──────── DATASET CONTENT ────────
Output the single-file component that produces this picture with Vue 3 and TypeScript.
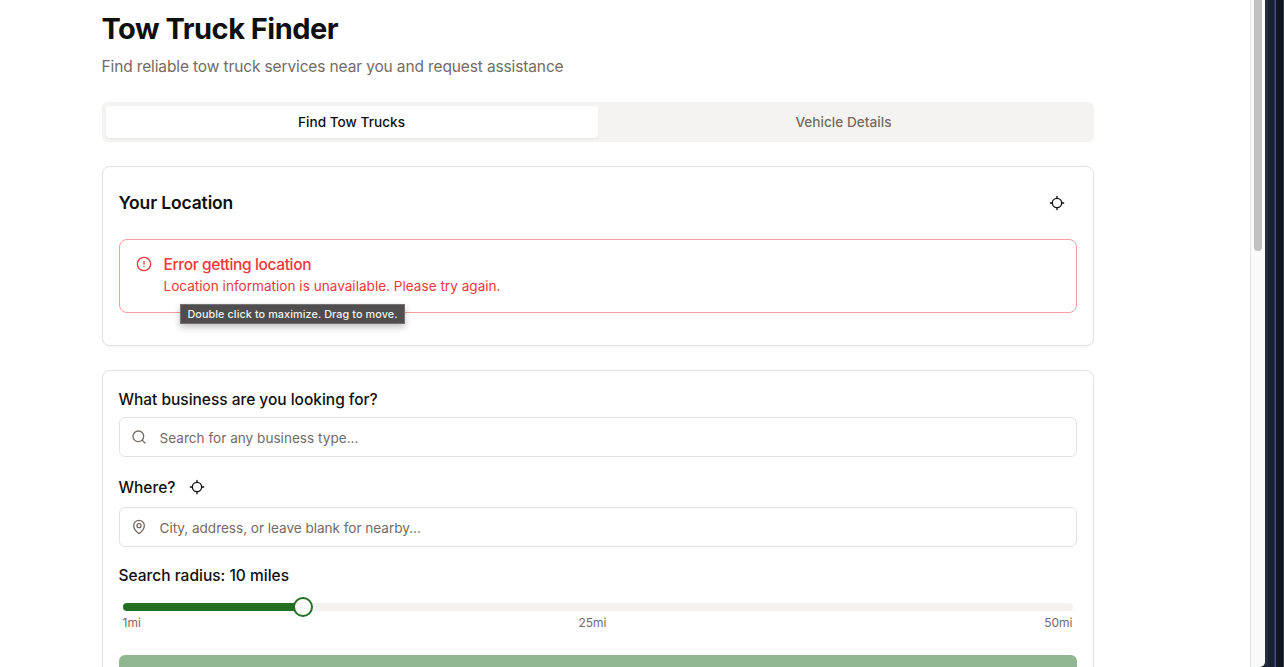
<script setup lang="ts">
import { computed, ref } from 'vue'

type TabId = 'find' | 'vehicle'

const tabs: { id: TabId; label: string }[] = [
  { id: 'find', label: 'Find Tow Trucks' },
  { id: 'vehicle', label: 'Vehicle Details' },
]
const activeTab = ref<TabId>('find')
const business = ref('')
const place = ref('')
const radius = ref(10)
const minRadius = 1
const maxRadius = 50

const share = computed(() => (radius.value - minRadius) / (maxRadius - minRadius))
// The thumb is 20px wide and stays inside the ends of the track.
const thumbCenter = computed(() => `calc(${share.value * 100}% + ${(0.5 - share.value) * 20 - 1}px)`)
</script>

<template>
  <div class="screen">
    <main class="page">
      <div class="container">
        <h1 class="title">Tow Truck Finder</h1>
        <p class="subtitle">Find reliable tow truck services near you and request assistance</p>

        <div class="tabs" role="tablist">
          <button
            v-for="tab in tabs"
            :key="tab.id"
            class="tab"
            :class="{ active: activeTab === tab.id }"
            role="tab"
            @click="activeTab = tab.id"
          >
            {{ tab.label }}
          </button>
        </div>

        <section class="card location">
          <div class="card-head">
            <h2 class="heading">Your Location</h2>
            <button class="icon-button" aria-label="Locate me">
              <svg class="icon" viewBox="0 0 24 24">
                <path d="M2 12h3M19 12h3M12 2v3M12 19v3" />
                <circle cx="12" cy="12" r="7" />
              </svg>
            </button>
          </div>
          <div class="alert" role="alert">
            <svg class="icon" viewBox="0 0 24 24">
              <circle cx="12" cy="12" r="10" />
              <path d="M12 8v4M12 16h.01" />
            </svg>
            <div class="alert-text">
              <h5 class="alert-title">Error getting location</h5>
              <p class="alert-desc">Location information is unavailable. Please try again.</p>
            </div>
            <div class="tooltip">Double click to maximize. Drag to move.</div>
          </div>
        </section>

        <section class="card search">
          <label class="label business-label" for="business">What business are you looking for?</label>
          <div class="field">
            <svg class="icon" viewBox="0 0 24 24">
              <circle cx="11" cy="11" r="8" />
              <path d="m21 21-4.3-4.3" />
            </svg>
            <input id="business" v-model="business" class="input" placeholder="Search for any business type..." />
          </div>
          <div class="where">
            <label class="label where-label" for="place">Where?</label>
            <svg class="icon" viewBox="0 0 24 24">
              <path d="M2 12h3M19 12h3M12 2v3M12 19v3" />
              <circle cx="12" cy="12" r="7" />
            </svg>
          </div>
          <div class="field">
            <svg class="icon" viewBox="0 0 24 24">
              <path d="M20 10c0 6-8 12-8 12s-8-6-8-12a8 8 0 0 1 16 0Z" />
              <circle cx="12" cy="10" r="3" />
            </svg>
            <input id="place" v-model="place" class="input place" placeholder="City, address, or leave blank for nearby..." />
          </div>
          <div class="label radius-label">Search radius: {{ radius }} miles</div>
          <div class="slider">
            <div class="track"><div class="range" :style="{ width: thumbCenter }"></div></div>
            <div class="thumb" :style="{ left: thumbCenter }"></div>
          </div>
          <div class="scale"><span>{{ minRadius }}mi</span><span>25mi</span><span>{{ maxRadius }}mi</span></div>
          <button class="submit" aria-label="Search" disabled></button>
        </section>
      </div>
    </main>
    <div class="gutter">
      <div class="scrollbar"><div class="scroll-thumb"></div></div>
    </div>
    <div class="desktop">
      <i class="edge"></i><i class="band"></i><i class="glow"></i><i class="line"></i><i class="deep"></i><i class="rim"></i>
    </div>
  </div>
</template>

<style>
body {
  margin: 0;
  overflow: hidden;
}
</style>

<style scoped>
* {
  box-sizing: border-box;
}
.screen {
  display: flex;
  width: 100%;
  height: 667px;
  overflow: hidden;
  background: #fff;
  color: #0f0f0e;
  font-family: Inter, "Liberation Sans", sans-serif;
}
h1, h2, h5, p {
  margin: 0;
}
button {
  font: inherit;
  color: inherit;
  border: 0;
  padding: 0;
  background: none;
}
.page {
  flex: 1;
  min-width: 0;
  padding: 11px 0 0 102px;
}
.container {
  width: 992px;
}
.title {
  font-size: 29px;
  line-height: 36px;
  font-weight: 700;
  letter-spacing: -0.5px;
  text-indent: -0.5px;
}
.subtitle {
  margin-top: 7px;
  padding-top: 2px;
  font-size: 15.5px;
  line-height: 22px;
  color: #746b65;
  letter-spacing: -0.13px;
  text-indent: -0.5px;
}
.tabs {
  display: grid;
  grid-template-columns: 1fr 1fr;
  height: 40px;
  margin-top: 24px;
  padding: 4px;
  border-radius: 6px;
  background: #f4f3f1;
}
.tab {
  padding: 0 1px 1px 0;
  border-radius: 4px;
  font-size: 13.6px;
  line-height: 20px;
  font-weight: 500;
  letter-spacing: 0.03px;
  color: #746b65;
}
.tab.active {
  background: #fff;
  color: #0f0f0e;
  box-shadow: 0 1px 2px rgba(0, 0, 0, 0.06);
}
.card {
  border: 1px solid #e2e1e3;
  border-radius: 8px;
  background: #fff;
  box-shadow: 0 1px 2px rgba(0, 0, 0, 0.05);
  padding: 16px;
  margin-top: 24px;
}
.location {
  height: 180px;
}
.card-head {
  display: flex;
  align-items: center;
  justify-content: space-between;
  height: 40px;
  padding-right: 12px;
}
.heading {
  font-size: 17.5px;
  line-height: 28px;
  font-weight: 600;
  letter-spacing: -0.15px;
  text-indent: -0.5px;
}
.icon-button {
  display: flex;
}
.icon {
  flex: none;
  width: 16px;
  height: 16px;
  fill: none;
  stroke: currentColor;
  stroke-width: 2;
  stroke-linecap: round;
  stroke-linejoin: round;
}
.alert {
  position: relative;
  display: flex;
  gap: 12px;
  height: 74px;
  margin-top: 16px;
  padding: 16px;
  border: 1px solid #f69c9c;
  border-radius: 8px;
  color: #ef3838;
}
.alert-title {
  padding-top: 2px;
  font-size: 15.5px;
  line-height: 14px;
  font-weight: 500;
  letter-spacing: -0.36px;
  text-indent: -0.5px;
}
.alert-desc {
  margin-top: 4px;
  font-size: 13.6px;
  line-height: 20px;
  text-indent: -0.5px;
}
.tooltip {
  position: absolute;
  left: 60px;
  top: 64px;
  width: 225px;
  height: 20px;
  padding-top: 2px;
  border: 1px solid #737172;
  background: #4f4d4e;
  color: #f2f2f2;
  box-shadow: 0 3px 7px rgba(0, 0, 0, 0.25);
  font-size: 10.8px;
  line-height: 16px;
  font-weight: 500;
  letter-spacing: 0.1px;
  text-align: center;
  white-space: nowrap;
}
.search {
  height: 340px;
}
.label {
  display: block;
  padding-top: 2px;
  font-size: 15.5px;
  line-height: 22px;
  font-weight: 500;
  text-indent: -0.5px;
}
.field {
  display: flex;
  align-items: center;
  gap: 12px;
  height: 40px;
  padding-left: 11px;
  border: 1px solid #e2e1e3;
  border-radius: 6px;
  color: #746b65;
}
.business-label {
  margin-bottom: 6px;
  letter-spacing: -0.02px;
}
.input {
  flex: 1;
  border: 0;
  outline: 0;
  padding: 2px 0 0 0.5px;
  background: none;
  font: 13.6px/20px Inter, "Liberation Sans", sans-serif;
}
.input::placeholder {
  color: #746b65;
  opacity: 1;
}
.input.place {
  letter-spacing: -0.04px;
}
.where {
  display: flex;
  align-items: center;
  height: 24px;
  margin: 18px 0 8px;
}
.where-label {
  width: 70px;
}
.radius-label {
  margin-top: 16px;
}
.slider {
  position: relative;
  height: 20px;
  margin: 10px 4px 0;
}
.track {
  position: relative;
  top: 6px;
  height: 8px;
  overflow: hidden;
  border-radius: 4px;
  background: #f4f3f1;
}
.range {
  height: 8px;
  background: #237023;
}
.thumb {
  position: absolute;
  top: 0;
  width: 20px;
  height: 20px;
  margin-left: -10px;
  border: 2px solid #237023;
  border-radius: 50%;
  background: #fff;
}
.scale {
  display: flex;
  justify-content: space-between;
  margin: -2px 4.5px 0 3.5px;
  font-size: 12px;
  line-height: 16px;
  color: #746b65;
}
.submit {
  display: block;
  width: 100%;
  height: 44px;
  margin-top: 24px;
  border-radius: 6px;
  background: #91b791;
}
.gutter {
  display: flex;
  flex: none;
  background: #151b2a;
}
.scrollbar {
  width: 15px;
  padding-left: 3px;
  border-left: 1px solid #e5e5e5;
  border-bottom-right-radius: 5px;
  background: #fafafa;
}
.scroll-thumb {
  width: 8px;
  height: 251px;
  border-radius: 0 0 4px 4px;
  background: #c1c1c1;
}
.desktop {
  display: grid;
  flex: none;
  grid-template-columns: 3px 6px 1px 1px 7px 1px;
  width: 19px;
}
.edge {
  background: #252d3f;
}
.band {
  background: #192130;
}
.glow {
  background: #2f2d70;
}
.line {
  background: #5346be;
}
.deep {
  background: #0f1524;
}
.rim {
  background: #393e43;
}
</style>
────────
# TO BE DONE:
In the data above, please extract the lines from the first one through the line with "type TabId = 'find' | 'vehicle'", exactly, and keep pictures out.

# TASK SOLUTION:
Output the single-file component that produces this picture with Vue 3 and TypeScript.
<script setup lang="ts">
import { computed, ref } from 'vue'

type TabId = 'find' | 'vehicle'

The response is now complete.